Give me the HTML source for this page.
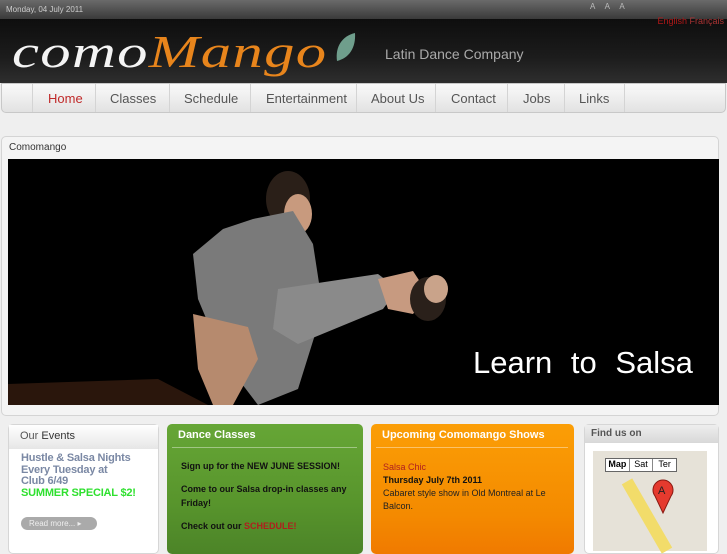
<!DOCTYPE html>
<html><head><meta charset="utf-8"><style>
*{margin:0;padding:0;box-sizing:border-box}
body{width:727px;height:545px;overflow:hidden;background:#efefef;font-family:"Liberation Sans",sans-serif;position:relative}
.top{position:absolute;left:0;top:0;width:727px;height:19px;background:linear-gradient(#6a6a6a,#3a3a3a);}
.top .d{position:absolute;left:6px;top:5px;font-size:8px;color:#ccc}
.top .a{position:absolute;left:590px;top:2px;font-size:8px;color:#bbb;letter-spacing:4px}
.hdr{position:absolute;left:0;top:19px;width:727px;height:64px;background:linear-gradient(#0e0e0e,#1c1c1c 60%,#2e2e2e)}
.lang{position:absolute;right:3px;top:-3px;font-size:9px;color:#b01818}
.lang span{color:#a33}
.logo{position:absolute;left:12px;top:6px;font-family:"Liberation Serif",serif;font-style:italic;font-size:46px;color:#f4f4f4;letter-spacing:1px;transform:scale(1.32,1);transform-origin:0 0;white-space:nowrap}
.logo b{color:#e8851c;font-weight:normal}
.tag{position:absolute;left:385px;top:27px;color:#aaa;font-size:14px}
.nav{position:absolute;left:1px;top:83px;width:725px;height:30px;background:linear-gradient(#fafafa,#e2e2e2);border:1px solid #c8c8c8;border-radius:0 0 5px 5px}
.nav a{position:absolute;top:7px;font-size:13px;color:#555;text-decoration:none}
.nav i{position:absolute;top:0;width:1px;height:28px;background:#d4d4d4}
.main{position:absolute;left:1px;top:136px;width:718px;height:280px;border:1px solid #d4d4d4;border-radius:5px;background:#f4f4f4}
.main .t{position:absolute;left:7px;top:5px;font-size:10px;color:#333}
.pic{position:absolute;left:6px;top:22px;width:711px;height:246px;background:#000;overflow:hidden}
.pic .s{position:absolute;left:465px;top:186px;color:#fff;font-size:31px;word-spacing:10px;font-weight:300}
.box{position:absolute;top:424px;height:130px;border-radius:5px}
.ev{left:8px;width:151px;background:#fff;border:1px solid #d6d6d6}
.ev .h{height:24px;background:linear-gradient(#fff,#e6e6e6);font-size:11px;color:#555;padding:5px 11px}
.gr{left:167px;width:196px;background:linear-gradient(#66a636,#58952c 60%,#4c8428)}
.or{left:371px;width:203px;background:linear-gradient(#fb9e06,#f48a00 70%,#f07a00)}
.gr .h,.or .h{color:#fff;font-size:11px;font-weight:bold;padding:5px 11px 5px 11px;margin:0 6px 0 5px;border-bottom:1px solid rgba(255,255,255,.4);height:24px;padding-left:6px}
.fi{left:584px;width:135px;background:#fff;border:1px solid #d6d6d6}
.fi .h{height:18px;background:linear-gradient(#eee,#d8d8d8);font-size:10px;font-weight:bold;color:#555;padding:3px 6px}
</style></head><body>
<div class="top"><div class="d">Monday, 04 July 2011</div><div class="a">A A A</div></div>
<div class="hdr">
<div class="lang">English <span>Français</span></div>
<div class="logo">como<b>Mango</b></div>
<svg style="position:absolute;left:333px;top:12px" width="24" height="32"><path d="M4 30 C2 16 9 5 22 2 C23 17 16 27 4 30Z" fill="#6f9e8c"/></svg>
<div class="tag">Latin Dance Company</div>
</div>
<div class="nav">
<i style="left:30px"></i><a style="left:46px;color:#c02a2a">Home</a>
<i style="left:93px"></i><a style="left:108px">Classes</a>
<i style="left:167px"></i><a style="left:182px">Schedule</a>
<i style="left:248px"></i><a style="left:264px">Entertainment</a>
<i style="left:354px"></i><a style="left:369px">About Us</a>
<i style="left:433px"></i><a style="left:449px">Contact</a>
<i style="left:505px"></i><a style="left:521px">Jobs</a>
<i style="left:562px"></i><a style="left:577px">Links</a>
<i style="left:622px"></i>
</div>
<div class="main"><div class="t">Comomango</div>
<div class="pic">
<svg width="711" height="246" style="position:absolute;left:0;top:0">
<ellipse cx="280" cy="40" rx="22" ry="28" fill="#2a1f18"/>
<ellipse cx="290" cy="55" rx="14" ry="20" fill="#c89a7e"/>
<polygon points="245,60 285,52 305,85 315,150 290,230 250,246 215,200 190,140 185,95 215,70" fill="#7a7a7a"/>
<polygon points="270,130 370,115 390,130 375,150 290,185 265,170" fill="#8a8a8a"/>
<polygon points="370,120 405,112 420,135 405,155 380,150" fill="#c79a80"/>
<ellipse cx="420" cy="140" rx="18" ry="22" fill="#2a201a"/>
<ellipse cx="428" cy="130" rx="12" ry="14" fill="#c9a38a"/>
<polygon points="185,155 240,168 250,200 225,246 205,246 190,210" fill="#b68a6e"/>
<polygon points="0,225 150,220 200,246 0,246" fill="#2a160c"/>
</svg>
<div class="s">Learn to Salsa</div></div></div>
<div class="box ev"><div class="h">Our <span style="color:#333">Events</span></div>
<div style="padding:4px 12px;font-size:11px;font-weight:bold;color:#7a88a4;line-height:11.5px;white-space:nowrap;letter-spacing:-0.2px">Hustle &amp; Salsa Nights<br>Every Tuesday at<br>Club 6/49<br><span style="color:#2fe02f">SUMMER SPECIAL $2!</span></div>
<div style="margin:14px 0 0 12px;width:76px;height:13px;border-radius:7px;background:#aaa;color:#eee;font-size:8px;padding:2px 8px">Read more... ▸</div></div>
<div class="box gr"><div class="h">Dance Classes</div>
<div style="padding:0 14px;font-size:9px;font-weight:bold;color:#111;line-height:14px">
<div style="margin-top:11px">Sign up for the NEW JUNE SESSION!</div>
<div style="margin-top:9px">Come to our Salsa drop-in classes any Friday!</div>
<div style="margin-top:9px">Check out our <span style="color:#b01e1e">SCHEDULE!</span></div></div></div>
<div class="box or"><div class="h">Upcoming Comomango Shows</div>
<div style="padding:0 12px;font-size:9px;color:#222;line-height:13px;margin-top:13px">
<div style="color:#b02020">Salsa Chic</div><div style="font-weight:bold;color:#111">Thursday July 7th 2011</div><div>Cabaret style show in Old Montreal at Le Balcon.</div></div></div>
<div class="box fi"><div class="h">Find us on</div>
<div style="position:absolute;left:8px;top:26px;width:114px;height:100px;background:#e6e2d8">
<div style="position:absolute;left:12px;top:7px;width:72px;height:14px;background:#fff;border:1px solid #666;font-size:9px;display:flex"><span style="flex:1;text-align:center;font-weight:bold;border-right:1px solid #888">Map</span><span style="flex:1;text-align:center;border-right:1px solid #888">Sat</span><span style="flex:1;text-align:center">Ter</span></div>
<div style="position:absolute;left:48px;top:25px;width:12px;height:80px;background:#f2dc6a;transform:rotate(-30deg)"></div>
<svg style="position:absolute;left:59px;top:27px" width="22" height="36"><path d="M11 35 L3 18 A10 10 0 1 1 19 18Z" fill="#e53a2e" stroke="#8a1a12"/><text x="6" y="16" font-size="11" font-family="Liberation Sans" fill="#222">A</text></svg>
</div></div>
</body></html>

■ ■ ■ ■

=== WHAT THE TASK REQUIRES ===
Reproduce the material in its entirety and word for word, without the pictures.

=== RESULT OF THIS EXERCISE ===
Give me the HTML source for this page.
<!DOCTYPE html>
<html><head><meta charset="utf-8"><style>
*{margin:0;padding:0;box-sizing:border-box}
body{width:727px;height:545px;overflow:hidden;background:#efefef;font-family:"Liberation Sans",sans-serif;position:relative}
.top{position:absolute;left:0;top:0;width:727px;height:19px;background:linear-gradient(#6a6a6a,#3a3a3a);}
.top .d{position:absolute;left:6px;top:5px;font-size:8px;color:#ccc}
.top .a{position:absolute;left:590px;top:2px;font-size:8px;color:#bbb;letter-spacing:4px}
.hdr{position:absolute;left:0;top:19px;width:727px;height:64px;background:linear-gradient(#0e0e0e,#1c1c1c 60%,#2e2e2e)}
.lang{position:absolute;right:3px;top:-3px;font-size:9px;color:#b01818}
.lang span{color:#a33}
.logo{position:absolute;left:12px;top:6px;font-family:"Liberation Serif",serif;font-style:italic;font-size:46px;color:#f4f4f4;letter-spacing:1px;transform:scale(1.32,1);transform-origin:0 0;white-space:nowrap}
.logo b{color:#e8851c;font-weight:normal}
.tag{position:absolute;left:385px;top:27px;color:#aaa;font-size:14px}
.nav{position:absolute;left:1px;top:83px;width:725px;height:30px;background:linear-gradient(#fafafa,#e2e2e2);border:1px solid #c8c8c8;border-radius:0 0 5px 5px}
.nav a{position:absolute;top:7px;font-size:13px;color:#555;text-decoration:none}
.nav i{position:absolute;top:0;width:1px;height:28px;background:#d4d4d4}
.main{position:absolute;left:1px;top:136px;width:718px;height:280px;border:1px solid #d4d4d4;border-radius:5px;background:#f4f4f4}
.main .t{position:absolute;left:7px;top:5px;font-size:10px;color:#333}
.pic{position:absolute;left:6px;top:22px;width:711px;height:246px;background:#000;overflow:hidden}
.pic .s{position:absolute;left:465px;top:186px;color:#fff;font-size:31px;word-spacing:10px;font-weight:300}
.box{position:absolute;top:424px;height:130px;border-radius:5px}
.ev{left:8px;width:151px;background:#fff;border:1px solid #d6d6d6}
.ev .h{height:24px;background:linear-gradient(#fff,#e6e6e6);font-size:11px;color:#555;padding:5px 11px}
.gr{left:167px;width:196px;background:linear-gradient(#66a636,#58952c 60%,#4c8428)}
.or{left:371px;width:203px;background:linear-gradient(#fb9e06,#f48a00 70%,#f07a00)}
.gr .h,.or .h{color:#fff;font-size:11px;font-weight:bold;padding:5px 11px 5px 11px;margin:0 6px 0 5px;border-bottom:1px solid rgba(255,255,255,.4);height:24px;padding-left:6px}
.fi{left:584px;width:135px;background:#fff;border:1px solid #d6d6d6}
.fi .h{height:18px;background:linear-gradient(#eee,#d8d8d8);font-size:10px;font-weight:bold;color:#555;padding:3px 6px}
</style></head><body>
<div class="top"><div class="d">Monday, 04 July 2011</div><div class="a">A A A</div></div>
<div class="hdr">
<div class="lang">English <span>Français</span></div>
<div class="logo">como<b>Mango</b></div>
<svg style="position:absolute;left:333px;top:12px" width="24" height="32"><path d="M4 30 C2 16 9 5 22 2 C23 17 16 27 4 30Z" fill="#6f9e8c"/></svg>
<div class="tag">Latin Dance Company</div>
</div>
<div class="nav">
<i style="left:30px"></i><a style="left:46px;color:#c02a2a">Home</a>
<i style="left:93px"></i><a style="left:108px">Classes</a>
<i style="left:167px"></i><a style="left:182px">Schedule</a>
<i style="left:248px"></i><a style="left:264px">Entertainment</a>
<i style="left:354px"></i><a style="left:369px">About Us</a>
<i style="left:433px"></i><a style="left:449px">Contact</a>
<i style="left:505px"></i><a style="left:521px">Jobs</a>
<i style="left:562px"></i><a style="left:577px">Links</a>
<i style="left:622px"></i>
</div>
<div class="main"><div class="t">Comomango</div>
<div class="pic">
<svg width="711" height="246" style="position:absolute;left:0;top:0">
<ellipse cx="280" cy="40" rx="22" ry="28" fill="#2a1f18"/>
<ellipse cx="290" cy="55" rx="14" ry="20" fill="#c89a7e"/>
<polygon points="245,60 285,52 305,85 315,150 290,230 250,246 215,200 190,140 185,95 215,70" fill="#7a7a7a"/>
<polygon points="270,130 370,115 390,130 375,150 290,185 265,170" fill="#8a8a8a"/>
<polygon points="370,120 405,112 420,135 405,155 380,150" fill="#c79a80"/>
<ellipse cx="420" cy="140" rx="18" ry="22" fill="#2a201a"/>
<ellipse cx="428" cy="130" rx="12" ry="14" fill="#c9a38a"/>
<polygon points="185,155 240,168 250,200 225,246 205,246 190,210" fill="#b68a6e"/>
<polygon points="0,225 150,220 200,246 0,246" fill="#2a160c"/>
</svg>
<div class="s">Learn to Salsa</div></div></div>
<div class="box ev"><div class="h">Our <span style="color:#333">Events</span></div>
<div style="padding:4px 12px;font-size:11px;font-weight:bold;color:#7a88a4;line-height:11.5px;white-space:nowrap;letter-spacing:-0.2px">Hustle &amp; Salsa Nights<br>Every Tuesday at<br>Club 6/49<br><span style="color:#2fe02f">SUMMER SPECIAL $2!</span></div>
<div style="margin:14px 0 0 12px;width:76px;height:13px;border-radius:7px;background:#aaa;color:#eee;font-size:8px;padding:2px 8px">Read more... ▸</div></div>
<div class="box gr"><div class="h">Dance Classes</div>
<div style="padding:0 14px;font-size:9px;font-weight:bold;color:#111;line-height:14px">
<div style="margin-top:11px">Sign up for the NEW JUNE SESSION!</div>
<div style="margin-top:9px">Come to our Salsa drop-in classes any Friday!</div>
<div style="margin-top:9px">Check out our <span style="color:#b01e1e">SCHEDULE!</span></div></div></div>
<div class="box or"><div class="h">Upcoming Comomango Shows</div>
<div style="padding:0 12px;font-size:9px;color:#222;line-height:13px;margin-top:13px">
<div style="color:#b02020">Salsa Chic</div><div style="font-weight:bold;color:#111">Thursday July 7th 2011</div><div>Cabaret style show in Old Montreal at Le Balcon.</div></div></div>
<div class="box fi"><div class="h">Find us on</div>
<div style="position:absolute;left:8px;top:26px;width:114px;height:100px;background:#e6e2d8">
<div style="position:absolute;left:12px;top:7px;width:72px;height:14px;background:#fff;border:1px solid #666;font-size:9px;display:flex"><span style="flex:1;text-align:center;font-weight:bold;border-right:1px solid #888">Map</span><span style="flex:1;text-align:center;border-right:1px solid #888">Sat</span><span style="flex:1;text-align:center">Ter</span></div>
<div style="position:absolute;left:48px;top:25px;width:12px;height:80px;background:#f2dc6a;transform:rotate(-30deg)"></div>
<svg style="position:absolute;left:59px;top:27px" width="22" height="36"><path d="M11 35 L3 18 A10 10 0 1 1 19 18Z" fill="#e53a2e" stroke="#8a1a12"/><text x="6" y="16" font-size="11" font-family="Liberation Sans" fill="#222">A</text></svg>
</div></div>
</body></html>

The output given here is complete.